"""

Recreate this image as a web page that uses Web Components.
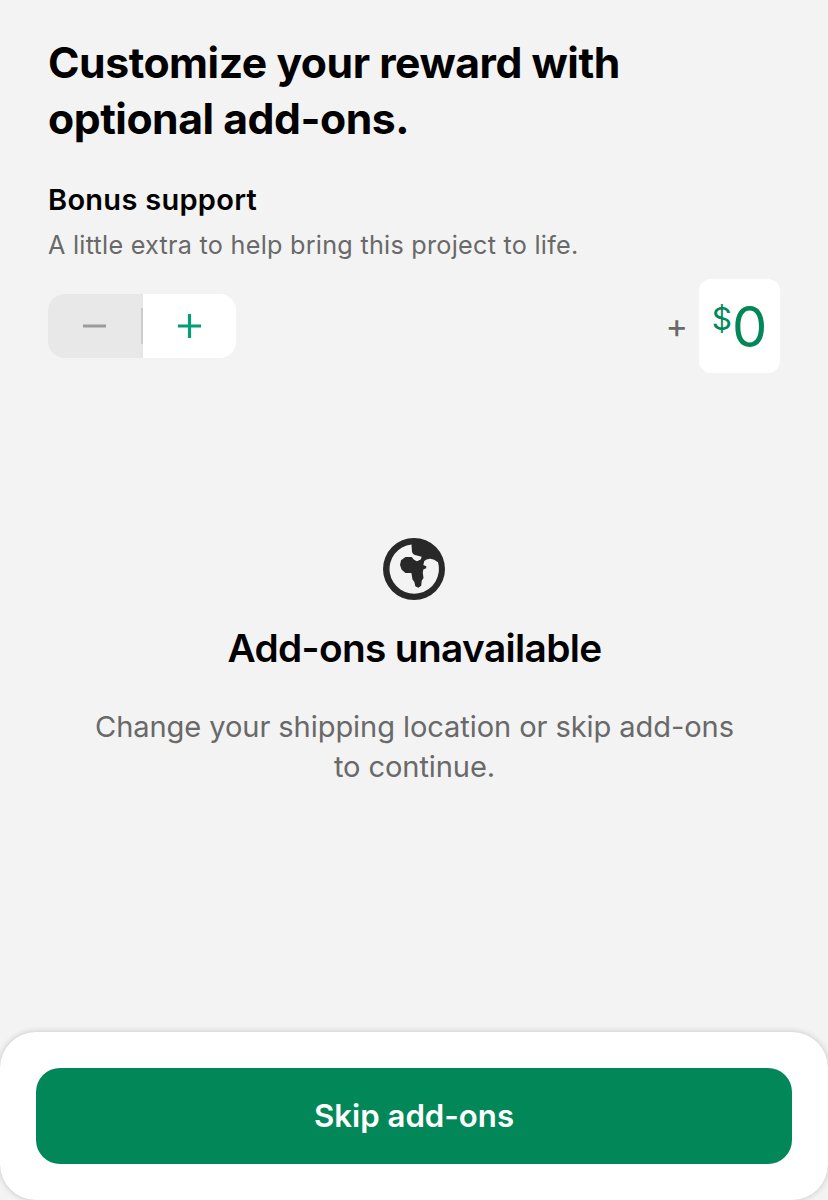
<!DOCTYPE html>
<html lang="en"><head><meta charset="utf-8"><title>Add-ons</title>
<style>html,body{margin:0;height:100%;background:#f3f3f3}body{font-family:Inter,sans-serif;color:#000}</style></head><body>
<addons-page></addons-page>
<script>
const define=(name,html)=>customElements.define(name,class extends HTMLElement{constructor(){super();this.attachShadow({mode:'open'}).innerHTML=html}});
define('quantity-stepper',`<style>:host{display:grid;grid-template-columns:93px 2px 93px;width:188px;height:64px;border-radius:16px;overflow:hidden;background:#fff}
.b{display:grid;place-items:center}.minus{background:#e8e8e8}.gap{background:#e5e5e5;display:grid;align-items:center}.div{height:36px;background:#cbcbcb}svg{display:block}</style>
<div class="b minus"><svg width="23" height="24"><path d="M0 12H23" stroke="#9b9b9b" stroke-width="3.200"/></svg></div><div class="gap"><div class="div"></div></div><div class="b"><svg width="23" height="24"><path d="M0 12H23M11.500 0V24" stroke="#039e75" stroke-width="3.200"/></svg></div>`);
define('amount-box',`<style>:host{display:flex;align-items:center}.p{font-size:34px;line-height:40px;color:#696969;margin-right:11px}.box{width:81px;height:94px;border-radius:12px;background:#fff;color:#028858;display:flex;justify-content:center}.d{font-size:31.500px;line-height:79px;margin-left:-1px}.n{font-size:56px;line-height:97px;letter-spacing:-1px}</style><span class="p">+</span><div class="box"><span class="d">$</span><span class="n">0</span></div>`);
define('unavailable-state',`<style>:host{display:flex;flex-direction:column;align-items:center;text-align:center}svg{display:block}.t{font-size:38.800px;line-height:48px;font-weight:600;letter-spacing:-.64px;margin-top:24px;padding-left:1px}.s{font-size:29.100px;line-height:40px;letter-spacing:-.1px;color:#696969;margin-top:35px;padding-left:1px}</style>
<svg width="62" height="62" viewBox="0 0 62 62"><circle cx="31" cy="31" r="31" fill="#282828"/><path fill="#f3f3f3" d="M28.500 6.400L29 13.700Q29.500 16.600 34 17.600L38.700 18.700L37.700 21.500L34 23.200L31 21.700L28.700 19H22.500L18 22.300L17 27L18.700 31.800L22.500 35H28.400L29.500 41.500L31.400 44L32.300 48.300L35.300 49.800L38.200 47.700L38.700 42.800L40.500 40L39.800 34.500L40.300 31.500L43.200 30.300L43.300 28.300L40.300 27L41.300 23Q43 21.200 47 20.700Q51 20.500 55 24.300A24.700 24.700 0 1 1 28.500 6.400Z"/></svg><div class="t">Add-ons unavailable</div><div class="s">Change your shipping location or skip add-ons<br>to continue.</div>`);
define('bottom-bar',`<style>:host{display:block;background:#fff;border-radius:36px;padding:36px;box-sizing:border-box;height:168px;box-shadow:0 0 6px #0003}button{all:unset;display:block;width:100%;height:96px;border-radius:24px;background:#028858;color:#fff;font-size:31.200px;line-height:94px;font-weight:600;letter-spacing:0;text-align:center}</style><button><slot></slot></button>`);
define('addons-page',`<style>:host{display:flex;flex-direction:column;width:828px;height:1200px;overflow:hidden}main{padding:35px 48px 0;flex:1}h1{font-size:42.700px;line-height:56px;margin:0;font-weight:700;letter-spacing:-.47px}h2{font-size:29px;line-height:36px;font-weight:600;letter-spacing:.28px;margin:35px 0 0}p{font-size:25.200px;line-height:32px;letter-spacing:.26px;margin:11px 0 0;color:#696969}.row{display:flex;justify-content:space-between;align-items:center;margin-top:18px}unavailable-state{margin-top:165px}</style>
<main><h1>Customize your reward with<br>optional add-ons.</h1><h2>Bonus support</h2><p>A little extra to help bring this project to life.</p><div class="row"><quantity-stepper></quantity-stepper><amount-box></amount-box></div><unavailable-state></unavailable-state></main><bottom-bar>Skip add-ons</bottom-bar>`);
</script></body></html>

"""

Repeat the data above exactly, but not the pictures.

Recreate this image as a web page that uses Web Components.
<!DOCTYPE html>
<html lang="en"><head><meta charset="utf-8"><title>Add-ons</title>
<style>html,body{margin:0;height:100%;background:#f3f3f3}body{font-family:Inter,sans-serif;color:#000}</style></head><body>
<addons-page></addons-page>
<script>
const define=(name,html)=>customElements.define(name,class extends HTMLElement{constructor(){super();this.attachShadow({mode:'open'}).innerHTML=html}});
define('quantity-stepper',`<style>:host{display:grid;grid-template-columns:93px 2px 93px;width:188px;height:64px;border-radius:16px;overflow:hidden;background:#fff}
.b{display:grid;place-items:center}.minus{background:#e8e8e8}.gap{background:#e5e5e5;display:grid;align-items:center}.div{height:36px;background:#cbcbcb}svg{display:block}</style>
<div class="b minus"><svg width="23" height="24"><path d="M0 12H23" stroke="#9b9b9b" stroke-width="3.200"/></svg></div><div class="gap"><div class="div"></div></div><div class="b"><svg width="23" height="24"><path d="M0 12H23M11.500 0V24" stroke="#039e75" stroke-width="3.200"/></svg></div>`);
define('amount-box',`<style>:host{display:flex;align-items:center}.p{font-size:34px;line-height:40px;color:#696969;margin-right:11px}.box{width:81px;height:94px;border-radius:12px;background:#fff;color:#028858;display:flex;justify-content:center}.d{font-size:31.500px;line-height:79px;margin-left:-1px}.n{font-size:56px;line-height:97px;letter-spacing:-1px}</style><span class="p">+</span><div class="box"><span class="d">$</span><span class="n">0</span></div>`);
define('unavailable-state',`<style>:host{display:flex;flex-direction:column;align-items:center;text-align:center}svg{display:block}.t{font-size:38.800px;line-height:48px;font-weight:600;letter-spacing:-.64px;margin-top:24px;padding-left:1px}.s{font-size:29.100px;line-height:40px;letter-spacing:-.1px;color:#696969;margin-top:35px;padding-left:1px}</style>
<svg width="62" height="62" viewBox="0 0 62 62"><circle cx="31" cy="31" r="31" fill="#282828"/><path fill="#f3f3f3" d="M28.500 6.400L29 13.700Q29.500 16.600 34 17.600L38.700 18.700L37.700 21.500L34 23.200L31 21.700L28.700 19H22.500L18 22.300L17 27L18.700 31.800L22.500 35H28.400L29.500 41.500L31.400 44L32.300 48.300L35.300 49.800L38.200 47.700L38.700 42.800L40.500 40L39.800 34.500L40.300 31.500L43.200 30.300L43.300 28.300L40.300 27L41.300 23Q43 21.200 47 20.700Q51 20.500 55 24.300A24.700 24.700 0 1 1 28.500 6.400Z"/></svg><div class="t">Add-ons unavailable</div><div class="s">Change your shipping location or skip add-ons<br>to continue.</div>`);
define('bottom-bar',`<style>:host{display:block;background:#fff;border-radius:36px;padding:36px;box-sizing:border-box;height:168px;box-shadow:0 0 6px #0003}button{all:unset;display:block;width:100%;height:96px;border-radius:24px;background:#028858;color:#fff;font-size:31.200px;line-height:94px;font-weight:600;letter-spacing:0;text-align:center}</style><button><slot></slot></button>`);
define('addons-page',`<style>:host{display:flex;flex-direction:column;width:828px;height:1200px;overflow:hidden}main{padding:35px 48px 0;flex:1}h1{font-size:42.700px;line-height:56px;margin:0;font-weight:700;letter-spacing:-.47px}h2{font-size:29px;line-height:36px;font-weight:600;letter-spacing:.28px;margin:35px 0 0}p{font-size:25.200px;line-height:32px;letter-spacing:.26px;margin:11px 0 0;color:#696969}.row{display:flex;justify-content:space-between;align-items:center;margin-top:18px}unavailable-state{margin-top:165px}</style>
<main><h1>Customize your reward with<br>optional add-ons.</h1><h2>Bonus support</h2><p>A little extra to help bring this project to life.</p><div class="row"><quantity-stepper></quantity-stepper><amount-box></amount-box></div><unavailable-state></unavailable-state></main><bottom-bar>Skip add-ons</bottom-bar>`);
</script></body></html>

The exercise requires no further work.